What is the problem?
- The gap between rich and poor continues to widen. The UK is more unequal than at any time for at least the last 50 years. The UK generates great wealth, but distributes it unequally. This is not just or sustainable.
- Inequality makes things even worse for everyone – not just for the poorest. There comes a point at which the gap between rich and poor is so great that society starts to be run for the benefit of the rich and not for the common good. This gap is not an act of God. It can be traced to specific policies which can be challenged and changed. One aspect of this is the Tax Gap.
- The Tax Gap is officially defined as the difference between the amount of tax actually collected and the tax that should be collected, if all individuals and companies complied with Parliament’s intention in setting tax law (‘the spirit of the law’).
- According to the Government’s own official estimates, the UK Tax Gap stands at £35 billion a year (Measuring Tax Gaps 2011, HMRC, 2011). Others estimate the figure to be much higher.
- Corporate tax avoidance, mainly by big business, is estimated to be costing the tax-payer anything between £25 and 100 billion per annum. To put this amount into context, the current Government is seeking to cut public spending by an average of £30 billion per annum over the lifetime of the current parliament.
- The Churches’ task is to enable all people to enjoy life in all its fullness, to speak out and challenge unjust structures and practices which deny people this God-given opportunity. Tax avoidance is one such practice.
What is tax avoidance?
Tax avoidance is the process of getting round taxation law without actually breaking it.
A report prepared by tax specialist Richard Murphy for the TUC in 2008 (The Missing Billions: The UK Tax Gap) revealed that the amount of tax lost to avoidance and planning is a number bigger than most might ever imagine. It estimated that £25 billion annually is lost to tax avoidance. This is made up of £13 billion p.a. from tax avoidance by individuals, and £12 billion p.a. from the 700 largest corporations.
Estimating these figures involved an original detailed analysis of several sets of Government data and further analysis of 344 sets of accounts published by the UK’s 50 largest companies covering a seven-year period.
The result of this is that the UK tax system is not nearly as progressive as Parliament intended and as social justice requires.
Individual tax avoidance
If you are wealthy enough, apparently, other rules apply. With the right accountant, paying taxes (or not paying taxes) is a matter of choice.
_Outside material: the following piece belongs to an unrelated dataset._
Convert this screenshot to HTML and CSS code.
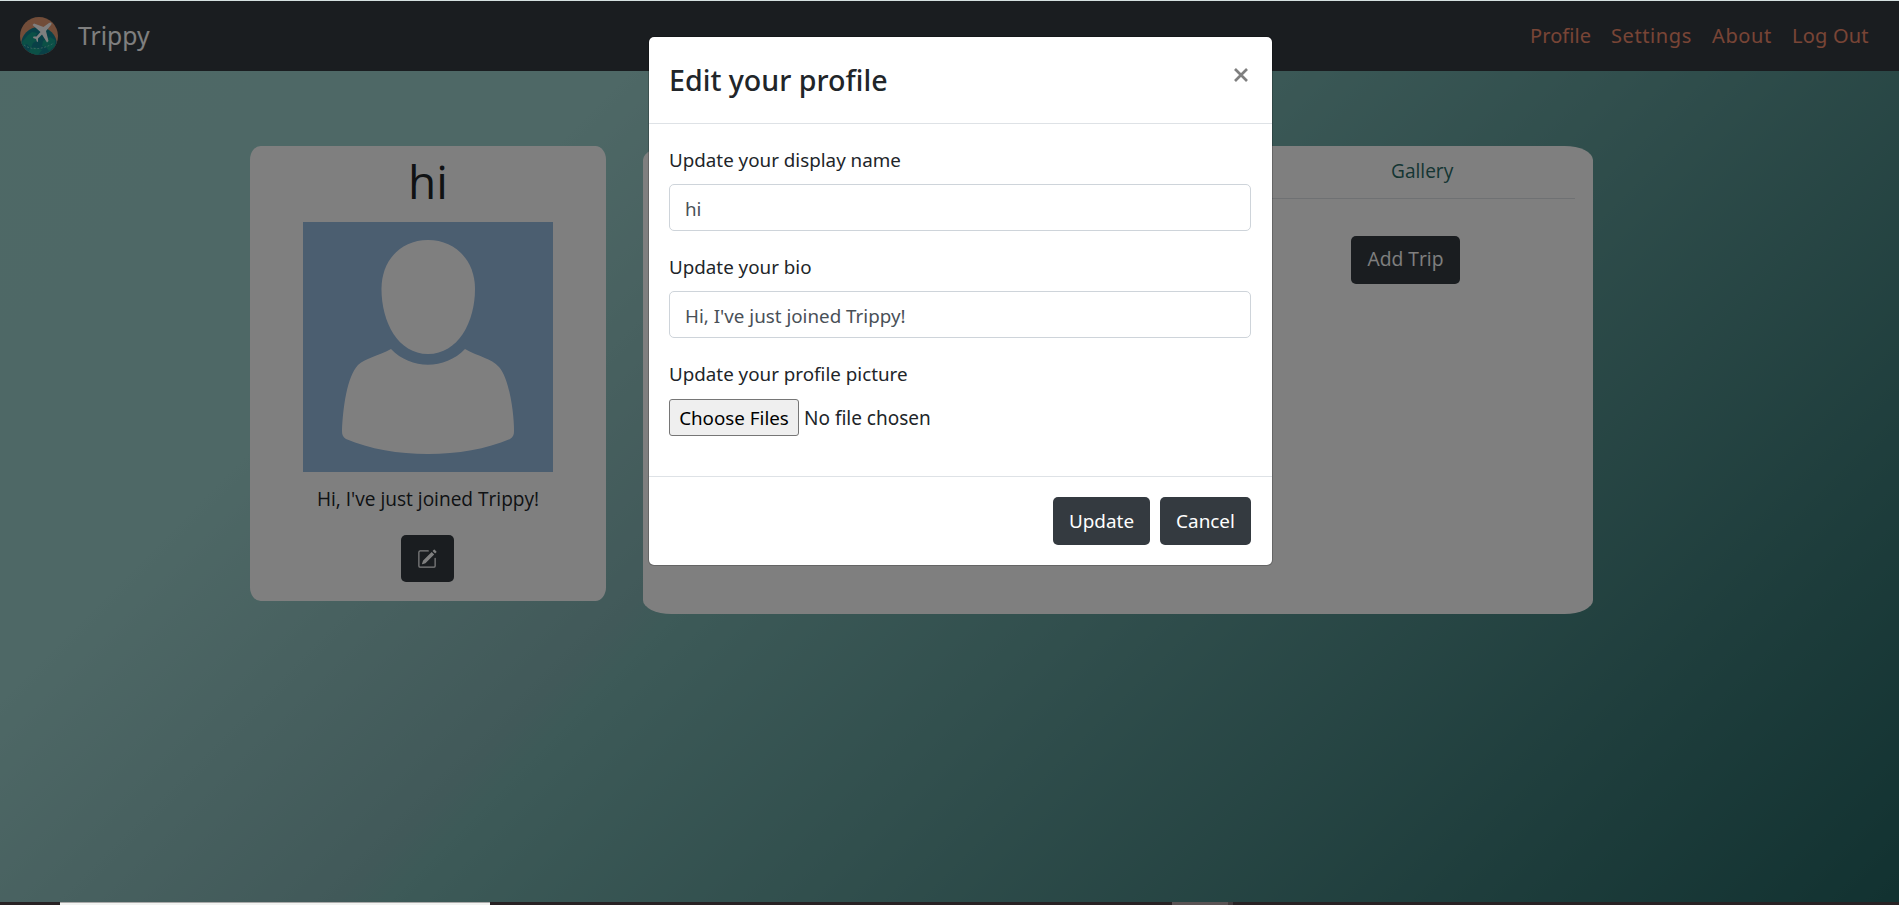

And for some, paying tax is to be avoided at all costs.
Top Premiership footballers, like Wayne Rooney and Gareth Barry, avoid millions of pounds in tax - and it's all legal. They are able to use complex tax avoidance schemes based on their ‘image rights’ that allow them to pay as little as two per cent on the earnings. According to press reports, Rooney has saved almost £600,000 over the past two years by using the tax loophole.
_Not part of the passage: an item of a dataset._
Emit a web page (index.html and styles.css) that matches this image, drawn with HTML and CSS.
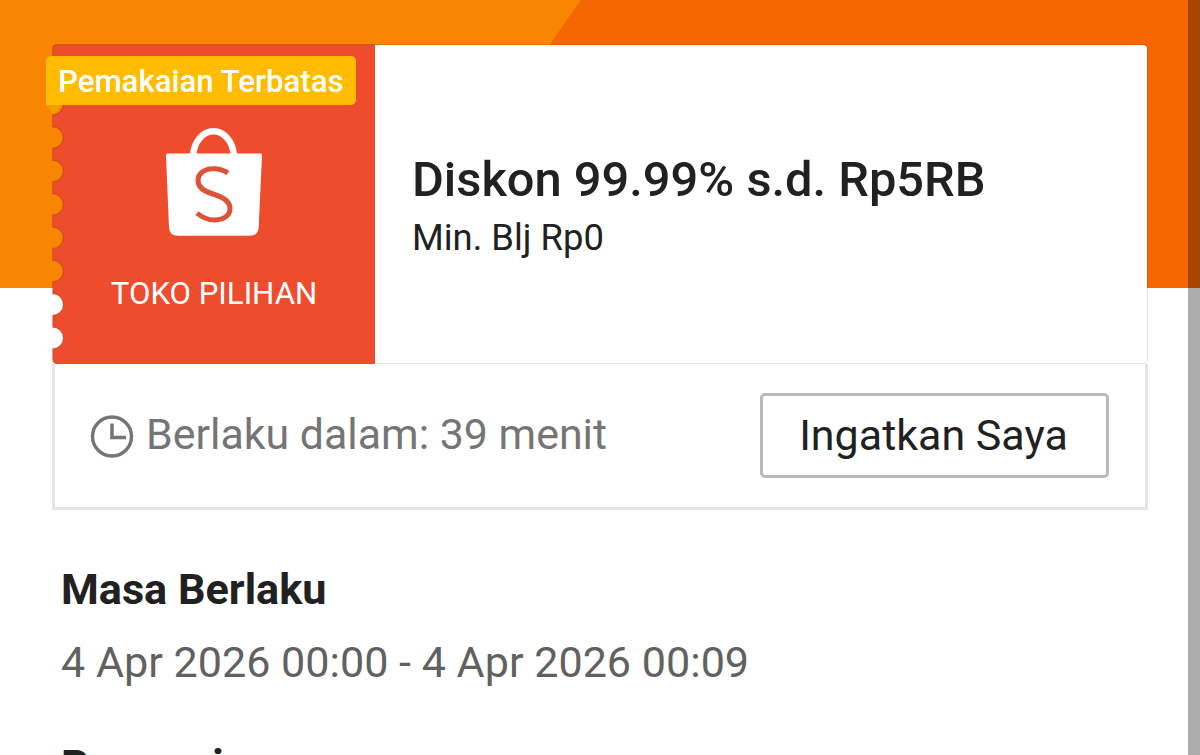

In the case of individuals, tax avoidance usually takes the following forms:
- shifting income from the person who should really pay tax to someone else;
- moving transactions out of the UK
- changing the nature of transactions, in particular so that income is subject to Capital Gains Tax rather than income tax
- abusing the law on limited companies.
Corporate tax avoidance
But it's big business who are the really big tax dodgers. Companies have more opportunity than individuals to avoid and plan for tax. This is, in particular, because they operate internationally, opening avenues for tax planning and avoidance between territories that no individual can exploit. This is why the rate of tax lost to corporate tax planning and avoidance is found to be greater as a proportion of tax actually paid than that for individuals.
Have you ever bought CDs or DVDs online from the likes of Tesco and Amazon and wondered why they have been shipped from Jersey? A straightforward tax avoidance scheme, helpfully described on Tesco’s own website, to avoid paying VAT. The cost to the Treasury? £140 million a year.
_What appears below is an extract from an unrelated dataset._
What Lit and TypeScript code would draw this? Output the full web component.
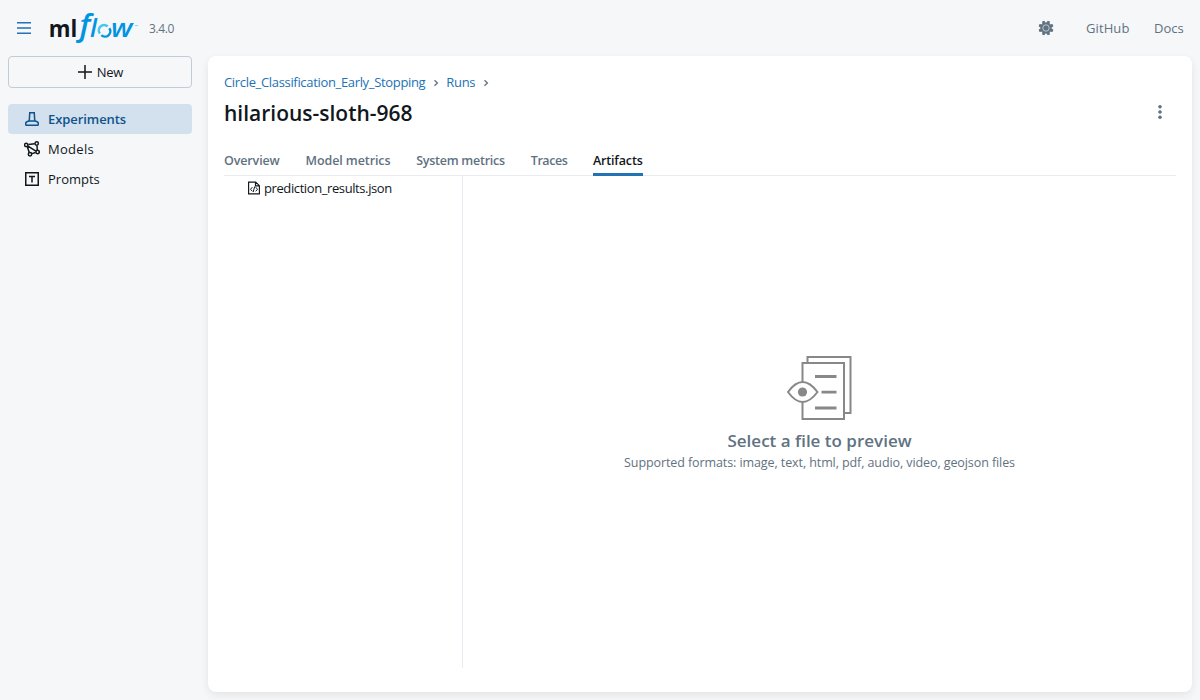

The Missing Billions report showed that:
- The 50 largest companies almost always pay 5% less tax on average than they declare in their accounts.
- The average tax rate paid by these companies fell by more than 0.5% a year over a seven-year period to 2006, even though the UK tax rate for these companies was constant throughout that time. As a result, the de facto corporation tax rate for UK companies in 2006 was 22.5%, when the actual rate agreed by Parliament was 30%.
- If this de facto tax rate was the official tax rate, it would place the UK 16th in a table of corporation tax rates for the EU, with France the highest and Malta the lowest. It would also mean that the UK had the lowest corporation tax rate of the Western European economies, with the exception of Ireland.
- By the end of 2006, the cumulative tax savings recorded in the accounts of the 50 largest companies were £47 billion; this actually exceeded the total tax paid by all companies in 2006 by some £2 billion.
98 of the UK’s top 100 largest corporations operate subsidiary companies in ‘offshore’ tax havens, potentially allowing the companies and their clients to avoid huge sums in tax.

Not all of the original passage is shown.